Victor: Dilfer's a winner, and in real-life football (and those leagues where QBs get a baseball pitcher-esque five points per win), he's the bee's knees. But as far as fantasy football goes, Dilfer has never been much of a commodity, and probably never will be. It doesn't help that he has been thrust into a situation in San Francisco in which Frank Gore/Michael Robinson will be running the ball poorly and his top receivers are the ghost of Darrell Jackson and Arnaz Battle, but he still will serve as a relatively mistake-free QB if there is nobody left on the waiver wire.

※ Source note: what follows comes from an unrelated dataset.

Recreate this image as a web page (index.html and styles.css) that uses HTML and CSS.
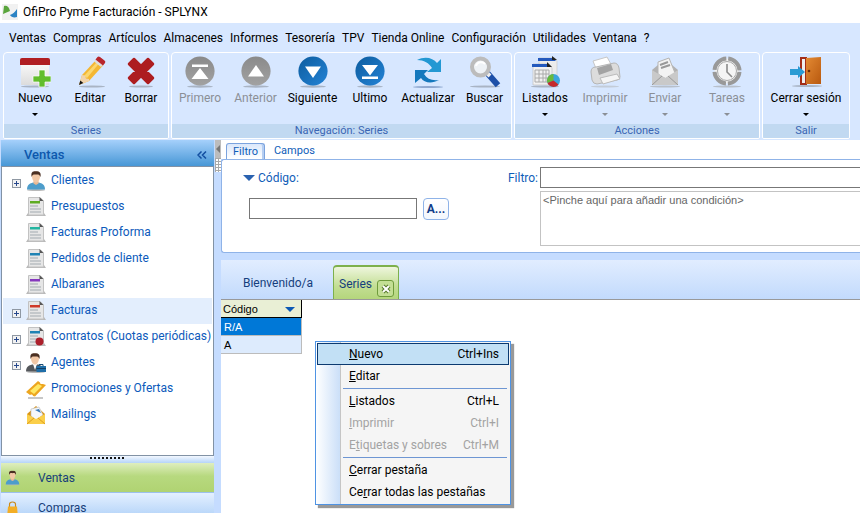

Are You For Real? Arnaz Battle/Ashley Lelie

Hector: Battle is for real. He gets open, has some speed, and can work the end around every now and again, too, for good measure. He has three touchdowns this season for a team that averages only 13 points per game. Lelie, on the other hand is the NFL's version of Bigfoot. This weekend was his first sighting all season. Still, footage of his two catches is awfully grainy, and frankly, I think the whole thing looked kind of staged.

Victor: See, I am going to consider Lelie my sleeper and Battle the disappearing act. We've gotten excited over Arnaz before, and he has gone on to disappear completely for extended periods of time. Whether it was Brandon Lloyd, Antonio Bryant or Darrell Jackson, Battle has had a few big weeks, then a smattering of 30-yard ones sprinkled throughout. I like Lelie as the answer here, and I am going solely on my gut … which is ever-expanding thanks to the Sunday wings and Coors Light specials I've been treating myself to. Battle has burned me before. Lelie has been a bust, but he has been a consistent bust, and maybe this is the year he proves me wrong. Either way, these guys are finding their way onto my team only in case of emergency. And even then, I think I'd rather go with a Justin Gage than gamble on an Ashley Lelie.